**PROVIDED MATERIAL:**
☆ ☆ ☆ ☆
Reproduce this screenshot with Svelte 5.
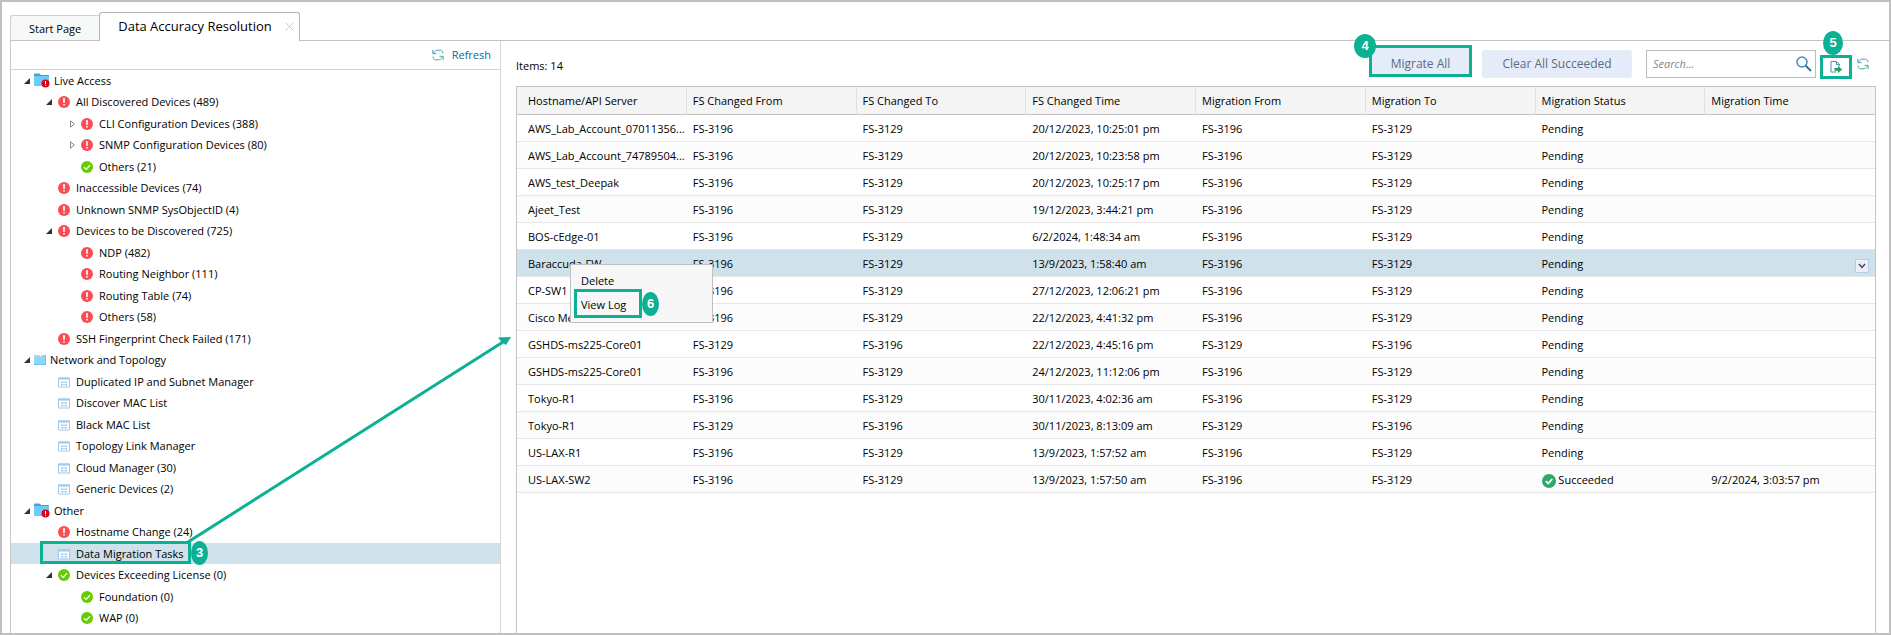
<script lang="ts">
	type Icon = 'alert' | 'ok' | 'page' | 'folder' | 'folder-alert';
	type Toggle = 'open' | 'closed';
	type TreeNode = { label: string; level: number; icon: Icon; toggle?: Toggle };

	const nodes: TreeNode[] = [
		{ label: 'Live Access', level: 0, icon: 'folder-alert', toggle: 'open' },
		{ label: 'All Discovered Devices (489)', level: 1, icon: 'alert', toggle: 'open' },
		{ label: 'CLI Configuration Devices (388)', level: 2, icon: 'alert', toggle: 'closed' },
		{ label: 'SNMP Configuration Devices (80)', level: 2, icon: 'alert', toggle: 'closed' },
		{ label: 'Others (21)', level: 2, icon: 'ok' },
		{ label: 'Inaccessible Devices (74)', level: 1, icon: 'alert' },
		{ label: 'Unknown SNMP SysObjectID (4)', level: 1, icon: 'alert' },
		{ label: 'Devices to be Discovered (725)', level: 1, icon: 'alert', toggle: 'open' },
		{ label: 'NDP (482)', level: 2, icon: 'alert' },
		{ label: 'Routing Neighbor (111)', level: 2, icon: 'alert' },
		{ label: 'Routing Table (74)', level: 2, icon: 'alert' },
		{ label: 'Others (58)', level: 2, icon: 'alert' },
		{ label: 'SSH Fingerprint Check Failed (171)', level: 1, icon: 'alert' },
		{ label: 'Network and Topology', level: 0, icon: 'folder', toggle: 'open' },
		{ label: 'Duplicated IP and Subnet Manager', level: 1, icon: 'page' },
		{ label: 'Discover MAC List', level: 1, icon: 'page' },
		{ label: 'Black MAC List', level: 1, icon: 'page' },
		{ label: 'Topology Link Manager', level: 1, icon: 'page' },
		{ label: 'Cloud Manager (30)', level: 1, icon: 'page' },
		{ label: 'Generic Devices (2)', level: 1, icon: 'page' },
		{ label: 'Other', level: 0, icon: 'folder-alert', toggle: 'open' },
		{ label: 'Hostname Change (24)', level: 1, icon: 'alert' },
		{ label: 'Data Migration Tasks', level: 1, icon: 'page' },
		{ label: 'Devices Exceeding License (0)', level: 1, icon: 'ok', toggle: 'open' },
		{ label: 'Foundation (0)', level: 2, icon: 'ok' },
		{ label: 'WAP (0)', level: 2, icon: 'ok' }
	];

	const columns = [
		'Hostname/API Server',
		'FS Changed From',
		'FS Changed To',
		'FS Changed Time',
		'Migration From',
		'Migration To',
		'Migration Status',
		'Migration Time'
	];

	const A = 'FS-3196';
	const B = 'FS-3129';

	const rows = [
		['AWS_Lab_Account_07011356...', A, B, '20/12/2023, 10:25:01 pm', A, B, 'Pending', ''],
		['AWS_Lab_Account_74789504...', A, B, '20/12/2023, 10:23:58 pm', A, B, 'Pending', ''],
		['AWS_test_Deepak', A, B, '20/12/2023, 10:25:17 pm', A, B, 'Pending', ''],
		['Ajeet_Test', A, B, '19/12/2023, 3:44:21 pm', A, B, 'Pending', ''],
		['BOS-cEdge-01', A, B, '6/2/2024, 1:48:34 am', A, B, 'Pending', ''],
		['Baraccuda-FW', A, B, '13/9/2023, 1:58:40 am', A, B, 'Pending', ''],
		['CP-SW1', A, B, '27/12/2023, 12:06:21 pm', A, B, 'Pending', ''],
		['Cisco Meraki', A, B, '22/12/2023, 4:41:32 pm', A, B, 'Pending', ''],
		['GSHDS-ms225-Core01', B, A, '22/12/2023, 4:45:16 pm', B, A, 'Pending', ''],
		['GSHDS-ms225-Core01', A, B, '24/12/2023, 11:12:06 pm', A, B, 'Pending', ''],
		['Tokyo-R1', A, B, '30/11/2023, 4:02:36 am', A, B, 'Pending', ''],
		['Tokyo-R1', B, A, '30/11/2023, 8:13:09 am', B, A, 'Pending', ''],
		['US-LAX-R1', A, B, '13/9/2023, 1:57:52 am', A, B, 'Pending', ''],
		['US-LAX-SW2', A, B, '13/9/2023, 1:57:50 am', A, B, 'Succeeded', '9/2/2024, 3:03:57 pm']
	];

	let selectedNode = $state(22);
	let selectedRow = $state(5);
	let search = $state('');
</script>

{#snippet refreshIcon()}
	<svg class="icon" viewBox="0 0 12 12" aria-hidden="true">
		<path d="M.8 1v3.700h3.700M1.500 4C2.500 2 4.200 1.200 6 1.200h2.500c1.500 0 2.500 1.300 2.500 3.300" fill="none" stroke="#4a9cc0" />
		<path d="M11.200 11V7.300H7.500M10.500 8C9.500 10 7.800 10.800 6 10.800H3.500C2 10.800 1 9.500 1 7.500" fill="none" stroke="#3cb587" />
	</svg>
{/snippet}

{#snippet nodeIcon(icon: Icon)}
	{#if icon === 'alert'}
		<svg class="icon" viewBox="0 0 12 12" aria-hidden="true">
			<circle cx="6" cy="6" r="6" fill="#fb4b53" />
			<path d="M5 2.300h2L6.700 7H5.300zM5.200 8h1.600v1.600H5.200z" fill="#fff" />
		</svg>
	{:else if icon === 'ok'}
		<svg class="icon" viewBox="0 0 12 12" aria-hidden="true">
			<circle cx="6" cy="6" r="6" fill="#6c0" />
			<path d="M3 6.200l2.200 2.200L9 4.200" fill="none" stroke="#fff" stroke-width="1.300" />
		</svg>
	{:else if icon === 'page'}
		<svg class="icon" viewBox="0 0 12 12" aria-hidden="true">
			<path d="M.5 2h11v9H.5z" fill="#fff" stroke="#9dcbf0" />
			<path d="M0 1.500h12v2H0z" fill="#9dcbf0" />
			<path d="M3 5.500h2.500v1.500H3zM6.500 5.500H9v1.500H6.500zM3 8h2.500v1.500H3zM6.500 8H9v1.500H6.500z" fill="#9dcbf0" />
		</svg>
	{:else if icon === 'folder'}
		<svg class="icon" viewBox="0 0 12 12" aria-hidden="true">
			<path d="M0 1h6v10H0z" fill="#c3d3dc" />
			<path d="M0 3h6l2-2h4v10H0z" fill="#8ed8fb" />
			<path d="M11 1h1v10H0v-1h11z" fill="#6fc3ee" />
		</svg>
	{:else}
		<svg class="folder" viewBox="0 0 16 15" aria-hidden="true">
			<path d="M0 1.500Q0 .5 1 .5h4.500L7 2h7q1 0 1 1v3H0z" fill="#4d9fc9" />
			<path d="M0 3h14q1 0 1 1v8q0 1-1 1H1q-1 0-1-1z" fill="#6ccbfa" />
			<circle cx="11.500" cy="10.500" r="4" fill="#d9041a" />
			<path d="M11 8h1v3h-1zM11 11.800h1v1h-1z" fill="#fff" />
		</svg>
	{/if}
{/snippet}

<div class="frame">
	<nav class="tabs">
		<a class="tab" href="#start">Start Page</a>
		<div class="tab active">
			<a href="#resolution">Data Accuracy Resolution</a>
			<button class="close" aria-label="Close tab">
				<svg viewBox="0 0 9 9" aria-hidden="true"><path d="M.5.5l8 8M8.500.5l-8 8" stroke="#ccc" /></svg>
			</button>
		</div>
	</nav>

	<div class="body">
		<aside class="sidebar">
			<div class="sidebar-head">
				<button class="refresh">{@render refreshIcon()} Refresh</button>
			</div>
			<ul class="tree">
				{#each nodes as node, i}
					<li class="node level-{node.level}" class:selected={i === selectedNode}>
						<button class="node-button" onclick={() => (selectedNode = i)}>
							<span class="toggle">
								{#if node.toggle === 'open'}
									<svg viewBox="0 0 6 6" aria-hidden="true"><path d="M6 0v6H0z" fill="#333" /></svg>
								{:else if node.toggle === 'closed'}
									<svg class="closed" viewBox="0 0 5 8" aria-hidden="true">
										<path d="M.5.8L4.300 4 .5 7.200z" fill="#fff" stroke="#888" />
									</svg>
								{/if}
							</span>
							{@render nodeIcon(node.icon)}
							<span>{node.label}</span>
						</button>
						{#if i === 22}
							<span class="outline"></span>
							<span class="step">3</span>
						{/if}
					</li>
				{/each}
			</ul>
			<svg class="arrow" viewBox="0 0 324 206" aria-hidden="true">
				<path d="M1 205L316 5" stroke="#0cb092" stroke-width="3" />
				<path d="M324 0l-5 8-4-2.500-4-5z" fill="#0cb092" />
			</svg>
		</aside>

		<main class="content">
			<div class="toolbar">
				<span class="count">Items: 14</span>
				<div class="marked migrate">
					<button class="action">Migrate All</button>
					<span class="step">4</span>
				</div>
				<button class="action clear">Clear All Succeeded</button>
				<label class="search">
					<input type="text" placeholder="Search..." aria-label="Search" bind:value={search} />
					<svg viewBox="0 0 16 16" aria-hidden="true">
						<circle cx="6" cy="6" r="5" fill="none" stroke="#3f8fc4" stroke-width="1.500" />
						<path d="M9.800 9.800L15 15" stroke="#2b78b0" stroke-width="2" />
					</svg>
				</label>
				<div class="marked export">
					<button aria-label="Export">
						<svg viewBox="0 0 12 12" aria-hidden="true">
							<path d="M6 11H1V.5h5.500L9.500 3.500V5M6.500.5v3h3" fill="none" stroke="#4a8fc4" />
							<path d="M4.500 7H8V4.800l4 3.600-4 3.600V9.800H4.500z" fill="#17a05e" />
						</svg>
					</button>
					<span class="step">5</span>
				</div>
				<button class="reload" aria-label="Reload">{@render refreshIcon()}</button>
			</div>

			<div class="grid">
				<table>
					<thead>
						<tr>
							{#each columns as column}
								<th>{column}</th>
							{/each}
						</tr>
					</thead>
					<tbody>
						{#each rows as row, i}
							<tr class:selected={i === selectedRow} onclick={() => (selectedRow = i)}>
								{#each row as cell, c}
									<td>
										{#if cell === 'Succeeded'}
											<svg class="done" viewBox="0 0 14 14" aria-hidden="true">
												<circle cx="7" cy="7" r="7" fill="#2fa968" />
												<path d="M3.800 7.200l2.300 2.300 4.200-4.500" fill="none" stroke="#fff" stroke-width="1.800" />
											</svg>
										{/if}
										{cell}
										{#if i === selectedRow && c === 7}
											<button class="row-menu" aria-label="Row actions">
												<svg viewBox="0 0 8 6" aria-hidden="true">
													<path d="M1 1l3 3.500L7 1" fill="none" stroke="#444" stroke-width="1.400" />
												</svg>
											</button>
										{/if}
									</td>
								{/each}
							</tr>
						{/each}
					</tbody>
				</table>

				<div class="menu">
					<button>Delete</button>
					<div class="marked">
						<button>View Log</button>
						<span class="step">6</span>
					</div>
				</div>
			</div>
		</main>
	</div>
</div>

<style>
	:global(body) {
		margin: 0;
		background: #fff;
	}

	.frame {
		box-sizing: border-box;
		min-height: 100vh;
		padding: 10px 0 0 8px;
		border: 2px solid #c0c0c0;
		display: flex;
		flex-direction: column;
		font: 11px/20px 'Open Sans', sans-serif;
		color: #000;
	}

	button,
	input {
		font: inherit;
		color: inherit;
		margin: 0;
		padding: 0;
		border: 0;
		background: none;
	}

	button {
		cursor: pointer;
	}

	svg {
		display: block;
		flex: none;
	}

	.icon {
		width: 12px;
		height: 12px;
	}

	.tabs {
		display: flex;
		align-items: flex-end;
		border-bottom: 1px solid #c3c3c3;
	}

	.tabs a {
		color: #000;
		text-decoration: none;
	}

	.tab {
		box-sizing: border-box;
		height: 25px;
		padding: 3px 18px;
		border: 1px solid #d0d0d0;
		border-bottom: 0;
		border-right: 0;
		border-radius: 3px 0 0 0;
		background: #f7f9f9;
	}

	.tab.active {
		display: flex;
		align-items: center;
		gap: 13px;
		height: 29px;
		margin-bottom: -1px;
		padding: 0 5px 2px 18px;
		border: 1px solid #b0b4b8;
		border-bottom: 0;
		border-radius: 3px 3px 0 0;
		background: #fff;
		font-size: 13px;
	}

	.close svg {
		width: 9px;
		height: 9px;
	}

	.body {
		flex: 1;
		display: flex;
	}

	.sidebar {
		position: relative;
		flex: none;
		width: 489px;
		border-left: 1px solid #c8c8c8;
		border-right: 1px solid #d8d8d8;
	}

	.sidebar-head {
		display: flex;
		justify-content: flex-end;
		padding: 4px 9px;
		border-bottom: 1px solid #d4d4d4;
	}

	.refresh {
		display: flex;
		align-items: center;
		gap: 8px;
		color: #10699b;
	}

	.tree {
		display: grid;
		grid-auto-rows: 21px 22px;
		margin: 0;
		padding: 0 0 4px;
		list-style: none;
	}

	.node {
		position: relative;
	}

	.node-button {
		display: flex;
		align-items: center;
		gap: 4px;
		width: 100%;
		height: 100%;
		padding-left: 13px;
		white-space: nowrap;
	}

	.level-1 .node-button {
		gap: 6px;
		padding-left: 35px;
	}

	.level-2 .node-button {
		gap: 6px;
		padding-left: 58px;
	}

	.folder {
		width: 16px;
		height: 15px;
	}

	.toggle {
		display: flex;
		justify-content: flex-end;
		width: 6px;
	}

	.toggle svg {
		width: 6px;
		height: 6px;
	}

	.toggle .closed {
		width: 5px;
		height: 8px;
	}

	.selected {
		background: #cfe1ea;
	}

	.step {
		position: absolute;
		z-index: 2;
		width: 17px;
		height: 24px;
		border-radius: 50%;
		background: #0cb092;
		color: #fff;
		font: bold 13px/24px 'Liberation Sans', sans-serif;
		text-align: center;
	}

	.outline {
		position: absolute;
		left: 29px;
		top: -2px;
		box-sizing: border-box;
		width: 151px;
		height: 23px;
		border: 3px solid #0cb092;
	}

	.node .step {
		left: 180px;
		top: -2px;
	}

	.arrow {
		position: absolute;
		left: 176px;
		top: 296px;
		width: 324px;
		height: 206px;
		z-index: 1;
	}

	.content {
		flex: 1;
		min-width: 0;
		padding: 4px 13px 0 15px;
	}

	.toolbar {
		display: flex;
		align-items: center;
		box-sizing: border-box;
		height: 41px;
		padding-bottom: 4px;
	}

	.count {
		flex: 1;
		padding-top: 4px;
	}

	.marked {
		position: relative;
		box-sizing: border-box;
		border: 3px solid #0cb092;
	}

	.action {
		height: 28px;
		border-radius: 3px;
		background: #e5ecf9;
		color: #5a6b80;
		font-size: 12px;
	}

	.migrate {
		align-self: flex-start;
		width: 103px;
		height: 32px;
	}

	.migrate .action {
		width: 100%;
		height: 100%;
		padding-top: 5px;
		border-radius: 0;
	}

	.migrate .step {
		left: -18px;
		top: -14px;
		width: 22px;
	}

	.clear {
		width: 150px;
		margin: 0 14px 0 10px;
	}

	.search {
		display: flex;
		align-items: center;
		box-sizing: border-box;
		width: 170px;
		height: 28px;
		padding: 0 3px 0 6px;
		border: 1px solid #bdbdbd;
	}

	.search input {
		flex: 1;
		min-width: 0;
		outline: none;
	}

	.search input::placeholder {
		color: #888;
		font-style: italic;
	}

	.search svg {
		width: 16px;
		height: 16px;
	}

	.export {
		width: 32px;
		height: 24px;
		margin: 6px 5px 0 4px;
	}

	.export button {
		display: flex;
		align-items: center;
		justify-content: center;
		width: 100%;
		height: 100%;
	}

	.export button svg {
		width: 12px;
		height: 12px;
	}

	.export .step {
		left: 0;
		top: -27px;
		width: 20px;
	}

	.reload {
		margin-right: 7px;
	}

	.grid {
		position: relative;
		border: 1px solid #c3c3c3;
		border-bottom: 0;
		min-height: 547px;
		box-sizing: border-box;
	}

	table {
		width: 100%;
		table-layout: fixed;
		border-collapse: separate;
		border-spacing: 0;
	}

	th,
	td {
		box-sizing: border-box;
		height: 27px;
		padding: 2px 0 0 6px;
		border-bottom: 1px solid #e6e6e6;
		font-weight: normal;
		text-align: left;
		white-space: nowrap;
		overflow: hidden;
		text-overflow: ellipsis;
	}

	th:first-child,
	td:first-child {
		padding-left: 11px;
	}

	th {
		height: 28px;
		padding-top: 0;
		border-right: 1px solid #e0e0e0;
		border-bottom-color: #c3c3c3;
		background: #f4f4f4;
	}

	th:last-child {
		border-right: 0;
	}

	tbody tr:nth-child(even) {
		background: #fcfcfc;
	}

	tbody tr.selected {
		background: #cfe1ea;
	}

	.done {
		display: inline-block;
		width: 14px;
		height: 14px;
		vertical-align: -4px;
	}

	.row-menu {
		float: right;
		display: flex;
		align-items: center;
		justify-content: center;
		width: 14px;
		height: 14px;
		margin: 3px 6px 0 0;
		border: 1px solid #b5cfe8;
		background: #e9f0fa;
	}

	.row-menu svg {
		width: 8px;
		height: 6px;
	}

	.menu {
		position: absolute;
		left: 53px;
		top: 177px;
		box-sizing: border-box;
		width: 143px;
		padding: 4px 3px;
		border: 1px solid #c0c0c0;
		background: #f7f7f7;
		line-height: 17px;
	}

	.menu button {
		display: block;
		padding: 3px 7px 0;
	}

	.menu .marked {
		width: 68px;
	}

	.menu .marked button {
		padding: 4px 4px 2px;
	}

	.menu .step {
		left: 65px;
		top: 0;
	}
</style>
☆ ☆ ☆ ☆
**REQUIRED WORK:** Please quote the lines of the material, beginning with the first and ending with the one that contains "string; level: number;", exactly as written and without any pictures.

**TASK OUTPUT:**
Reproduce this screenshot with Svelte 5.
<script lang="ts">
	type Icon = 'alert' | 'ok' | 'page' | 'folder' | 'folder-alert';
	type Toggle = 'open' | 'closed';
	type TreeNode = { label: string; level: number; icon: Icon; toggle?: Toggle };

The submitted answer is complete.